Given information »
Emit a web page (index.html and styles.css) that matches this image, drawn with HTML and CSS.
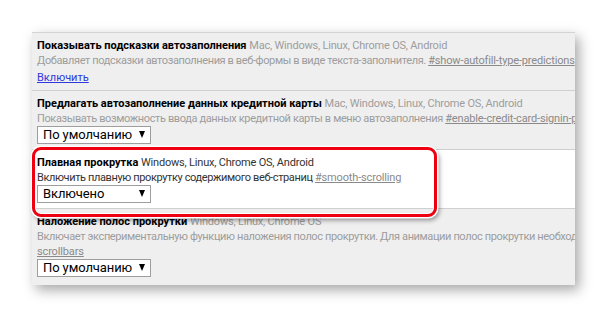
FILE: index.html
```html
<!DOCTYPE html>
<html lang="ru">
<head>
<meta charset="utf-8">
<link rel="stylesheet" href="styles.css">
</head>
<body>
<div class="stage">
  <div class="panel">
    <div class="row dim first">
      <div class="line"><span class="title">Показывать подсказки автозаполнения</span> <span class="os">Mac, Windows, Linux, Chrome OS, Android</span></div>
      <div class="line desc">Добавляет подсказки автозаполнения в веб-формы в виде текста-заполнителя. <a class="perm">#show-autofill-type-predictions</a></div>
      <div class="line act-line"><a class="act">Включить</a></div>
    </div>
    <div class="row dim">
      <div class="line"><span class="title">Предлагать автозаполнение данных кредитной карты</span> <span class="os">Mac, Windows, Linux, Chrome OS, Android</span></div>
      <div class="line desc">Показывать возможность ввода данных кредитной карты в меню автозаполнения <a class="perm">#enable-credit-card-signin-promo</a></div>
      <div class="select"><span class="val">По умолчанию</span><span class="arrow"></span></div>
    </div>
    <div class="row hl">
      <div class="line"><span class="title">Плавная прокрутка</span> <span class="os">Windows, Linux, Chrome OS, Android</span></div>
      <div class="line desc">Включить плавную прокрутку содержимого веб-страниц <a class="perm">#smooth-scrolling</a></div>
      <div class="select"><span class="val">Включено</span><span class="arrow"></span></div>
    </div>
    <div class="row dim last">
      <div class="line"><span class="title">Наложение полос прокрутки</span> <span class="os">Windows, Linux, Chrome OS</span></div>
      <div class="line desc">Включает экспериментальную функцию наложения полос прокрутки. Для анимации полос прокрутки необходимо включить</div>
      <div class="line"><a class="perm">scrollbars</a></div>
      <div class="select"><span class="val">По умолчанию</span><span class="arrow"></span></div>
    </div>
  </div>
  <div class="mark"></div>
</div>
</body>
</html>
```

FILE: styles.css
```css
html, body {
  margin: 0;
  padding: 0;
  background: #ffffff;
}
body {
  font-family: Roboto, "Noto Sans", sans-serif;
  font-size: 11px;
  color: #000;
}
.stage {
  position: relative;
  width: 607px;
  height: 318px;
  padding: 32px 0 0 32px;
  box-sizing: border-box;
}
.panel {
  width: 543px;
  height: 253px;
  background: #efefef;
  border-top: 1px solid #d4d4d4;
  box-sizing: border-box;
  overflow: hidden;
  box-shadow: 4px 5px 12px rgba(0, 0, 0, 0.35);
}
.row {
  padding: 5px 5px 5px;
  border-top: 1px solid #cfcfcf;
  white-space: nowrap;
}
.row.first {
  border-top: none;
}
.row.hl {
  background: #ffffff;
}
.line {
  line-height: 15px;
  height: 15px;
}
.act-line {
  margin-top: 2px;
}
.title {
  font-weight: bold;
  color: #000;
  font-size: 11px;
}
.os {
  color: #9d9d9d;
  letter-spacing: -0.2px;
}
.desc {
  color: #9d9d9d;
  letter-spacing: -0.38px;
}
.hl .os, .hl .desc {
  color: #333;
}
.perm {
  color: #8a8a8a;
  text-decoration: underline;
  letter-spacing: -0.15px;
}
.act {
  color: #2e38dd;
  text-decoration: underline;
}
.select {
  width: 114px;
  height: 18px;
  box-sizing: border-box;
  border: 1px solid #9e9e9e;
  background: #fff;
  display: flex;
  align-items: center;
  justify-content: space-between;
  padding: 0 5px 0 5px;
  font-size: 13px;
  letter-spacing: -0.1px;
  color: #000;
  white-space: nowrap;
}
.val {
  line-height: 16px;
}
.arrow {
  width: 0;
  height: 0;
  border-left: 3.5px solid transparent;
  border-right: 3.5px solid transparent;
  border-top: 7px solid #000;
  flex-shrink: 0;
  margin-top: -2px;
}
.mark {
  position: absolute;
  left: 32px;
  top: 147px;
  width: 405px;
  height: 70px;
  box-sizing: border-box;
  border: 3px solid #ee0010;
  border-radius: 9px;
  box-shadow: 0 0 0 1.5px #ffffff, 2px 3px 5px rgba(0, 0, 0, 0.45), inset 0 0 0 1px #ffffff;
}
```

The request »
Extract all lines containing the word "index".

Result for this task »
Emit a web page (index.html and styles.css) that matches this image, drawn with HTML and CSS.
FILE: index.html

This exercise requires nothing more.